Exercise directions: Below are the records. Gather each line that holds "Tailwind".

--- Start of Provided information ---

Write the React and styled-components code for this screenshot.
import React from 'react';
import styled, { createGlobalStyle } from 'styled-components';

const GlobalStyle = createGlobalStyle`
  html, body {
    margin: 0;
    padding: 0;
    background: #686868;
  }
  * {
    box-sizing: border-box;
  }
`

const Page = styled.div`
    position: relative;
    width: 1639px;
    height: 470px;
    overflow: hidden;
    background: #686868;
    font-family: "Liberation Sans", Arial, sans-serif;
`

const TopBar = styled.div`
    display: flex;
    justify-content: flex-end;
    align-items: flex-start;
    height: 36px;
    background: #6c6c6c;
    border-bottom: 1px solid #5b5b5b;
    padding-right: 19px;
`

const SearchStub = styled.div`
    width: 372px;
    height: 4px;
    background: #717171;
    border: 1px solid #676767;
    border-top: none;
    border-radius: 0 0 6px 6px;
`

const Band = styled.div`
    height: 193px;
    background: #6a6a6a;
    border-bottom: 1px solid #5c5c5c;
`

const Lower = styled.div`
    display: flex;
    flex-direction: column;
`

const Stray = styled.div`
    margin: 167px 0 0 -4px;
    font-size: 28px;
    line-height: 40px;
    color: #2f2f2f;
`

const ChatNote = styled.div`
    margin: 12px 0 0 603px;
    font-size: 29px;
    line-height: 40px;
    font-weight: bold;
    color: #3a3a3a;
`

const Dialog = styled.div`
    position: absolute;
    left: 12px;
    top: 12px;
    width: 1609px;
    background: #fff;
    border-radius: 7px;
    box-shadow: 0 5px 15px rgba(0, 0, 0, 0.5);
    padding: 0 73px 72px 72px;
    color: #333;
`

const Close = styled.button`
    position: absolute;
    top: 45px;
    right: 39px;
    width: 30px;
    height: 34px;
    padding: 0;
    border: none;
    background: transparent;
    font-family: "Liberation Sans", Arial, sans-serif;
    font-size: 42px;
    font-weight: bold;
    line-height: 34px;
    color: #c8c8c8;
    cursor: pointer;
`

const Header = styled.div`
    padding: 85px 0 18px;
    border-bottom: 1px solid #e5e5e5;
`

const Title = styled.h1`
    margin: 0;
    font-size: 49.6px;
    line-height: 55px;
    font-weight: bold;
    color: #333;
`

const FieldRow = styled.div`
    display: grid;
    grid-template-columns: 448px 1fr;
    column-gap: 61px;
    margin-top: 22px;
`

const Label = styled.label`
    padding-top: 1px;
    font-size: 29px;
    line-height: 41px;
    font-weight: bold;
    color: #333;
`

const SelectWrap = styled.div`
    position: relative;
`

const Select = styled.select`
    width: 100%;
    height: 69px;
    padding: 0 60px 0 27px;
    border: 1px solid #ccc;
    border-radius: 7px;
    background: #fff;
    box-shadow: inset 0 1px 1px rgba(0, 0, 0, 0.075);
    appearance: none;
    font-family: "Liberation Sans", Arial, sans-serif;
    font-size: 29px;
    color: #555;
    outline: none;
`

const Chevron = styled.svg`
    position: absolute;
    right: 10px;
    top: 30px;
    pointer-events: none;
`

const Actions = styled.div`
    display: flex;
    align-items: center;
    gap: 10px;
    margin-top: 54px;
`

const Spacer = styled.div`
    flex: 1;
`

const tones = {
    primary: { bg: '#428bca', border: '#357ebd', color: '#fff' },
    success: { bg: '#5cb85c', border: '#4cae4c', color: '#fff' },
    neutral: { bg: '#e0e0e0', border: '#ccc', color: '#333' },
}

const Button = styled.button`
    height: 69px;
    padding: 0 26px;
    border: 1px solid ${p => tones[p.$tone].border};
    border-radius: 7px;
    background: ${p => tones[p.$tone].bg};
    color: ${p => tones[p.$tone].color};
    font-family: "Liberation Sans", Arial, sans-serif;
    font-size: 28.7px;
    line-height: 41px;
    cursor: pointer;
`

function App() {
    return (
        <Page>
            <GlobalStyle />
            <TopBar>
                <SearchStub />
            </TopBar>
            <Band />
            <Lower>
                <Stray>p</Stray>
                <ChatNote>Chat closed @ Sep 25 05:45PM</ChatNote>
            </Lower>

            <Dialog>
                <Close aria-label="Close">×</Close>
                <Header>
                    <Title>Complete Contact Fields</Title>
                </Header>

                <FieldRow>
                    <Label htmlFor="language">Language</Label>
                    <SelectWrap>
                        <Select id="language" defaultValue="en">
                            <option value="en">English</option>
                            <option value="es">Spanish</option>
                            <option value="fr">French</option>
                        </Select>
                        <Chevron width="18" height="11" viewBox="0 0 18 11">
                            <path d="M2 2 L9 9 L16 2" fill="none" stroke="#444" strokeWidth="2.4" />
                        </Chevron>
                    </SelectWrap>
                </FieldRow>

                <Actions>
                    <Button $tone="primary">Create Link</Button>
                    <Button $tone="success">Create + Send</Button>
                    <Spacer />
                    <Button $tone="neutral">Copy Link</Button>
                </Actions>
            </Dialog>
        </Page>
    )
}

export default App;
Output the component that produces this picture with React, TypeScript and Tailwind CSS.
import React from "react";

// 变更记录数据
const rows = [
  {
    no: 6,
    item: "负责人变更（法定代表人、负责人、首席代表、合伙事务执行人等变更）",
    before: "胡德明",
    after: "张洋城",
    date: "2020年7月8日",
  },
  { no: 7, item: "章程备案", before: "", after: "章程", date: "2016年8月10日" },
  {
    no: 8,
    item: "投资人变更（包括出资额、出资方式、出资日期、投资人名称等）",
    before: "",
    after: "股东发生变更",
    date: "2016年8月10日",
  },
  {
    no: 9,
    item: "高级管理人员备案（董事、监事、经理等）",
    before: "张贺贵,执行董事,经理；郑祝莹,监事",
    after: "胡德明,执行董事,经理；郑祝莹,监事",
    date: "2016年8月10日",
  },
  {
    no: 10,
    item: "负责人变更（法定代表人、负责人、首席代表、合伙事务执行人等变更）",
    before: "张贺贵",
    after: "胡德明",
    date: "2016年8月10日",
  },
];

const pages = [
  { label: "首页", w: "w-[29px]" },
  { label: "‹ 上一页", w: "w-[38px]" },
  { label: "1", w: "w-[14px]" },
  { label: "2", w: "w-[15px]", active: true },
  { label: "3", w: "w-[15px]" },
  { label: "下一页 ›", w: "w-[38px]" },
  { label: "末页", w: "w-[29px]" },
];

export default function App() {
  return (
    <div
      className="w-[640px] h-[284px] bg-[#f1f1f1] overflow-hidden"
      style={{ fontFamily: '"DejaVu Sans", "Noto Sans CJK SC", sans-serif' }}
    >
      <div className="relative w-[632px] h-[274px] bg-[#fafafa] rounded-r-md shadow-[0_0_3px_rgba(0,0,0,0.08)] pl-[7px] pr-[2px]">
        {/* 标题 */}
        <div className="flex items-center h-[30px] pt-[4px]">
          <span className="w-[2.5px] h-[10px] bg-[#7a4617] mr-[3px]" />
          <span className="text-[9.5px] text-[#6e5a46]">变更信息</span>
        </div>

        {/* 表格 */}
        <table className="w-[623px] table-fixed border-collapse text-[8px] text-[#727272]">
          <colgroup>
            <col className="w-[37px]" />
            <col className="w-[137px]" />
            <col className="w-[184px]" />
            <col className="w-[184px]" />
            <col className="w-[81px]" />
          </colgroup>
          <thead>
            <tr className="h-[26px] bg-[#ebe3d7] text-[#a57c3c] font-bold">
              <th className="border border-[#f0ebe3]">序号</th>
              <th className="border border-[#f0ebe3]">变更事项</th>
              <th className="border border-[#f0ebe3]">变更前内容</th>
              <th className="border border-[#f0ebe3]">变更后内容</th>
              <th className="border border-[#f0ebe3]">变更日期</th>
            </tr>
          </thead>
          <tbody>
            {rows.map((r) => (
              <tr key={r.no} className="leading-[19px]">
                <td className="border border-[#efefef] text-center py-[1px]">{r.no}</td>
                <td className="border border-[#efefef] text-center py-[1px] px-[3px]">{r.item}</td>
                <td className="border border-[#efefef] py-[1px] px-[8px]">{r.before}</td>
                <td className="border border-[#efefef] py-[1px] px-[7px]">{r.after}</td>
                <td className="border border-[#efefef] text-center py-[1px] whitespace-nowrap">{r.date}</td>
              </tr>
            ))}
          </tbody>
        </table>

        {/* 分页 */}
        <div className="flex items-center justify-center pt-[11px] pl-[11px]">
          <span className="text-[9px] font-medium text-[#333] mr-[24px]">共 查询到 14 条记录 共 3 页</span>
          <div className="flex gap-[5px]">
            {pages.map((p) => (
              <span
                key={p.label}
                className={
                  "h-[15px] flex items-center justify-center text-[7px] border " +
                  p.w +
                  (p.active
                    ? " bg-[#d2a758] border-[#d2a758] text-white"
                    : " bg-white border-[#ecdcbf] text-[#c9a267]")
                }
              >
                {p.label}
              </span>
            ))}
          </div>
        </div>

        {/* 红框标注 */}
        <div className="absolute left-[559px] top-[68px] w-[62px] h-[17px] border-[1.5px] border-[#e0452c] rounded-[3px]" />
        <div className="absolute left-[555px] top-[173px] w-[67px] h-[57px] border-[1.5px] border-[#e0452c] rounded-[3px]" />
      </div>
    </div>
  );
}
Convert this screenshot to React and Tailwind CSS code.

--- End of Provided information ---

Answer to this problem:
Output the component that produces this picture with React, TypeScript and Tailwind CSS.
Convert this screenshot to React and Tailwind CSS code.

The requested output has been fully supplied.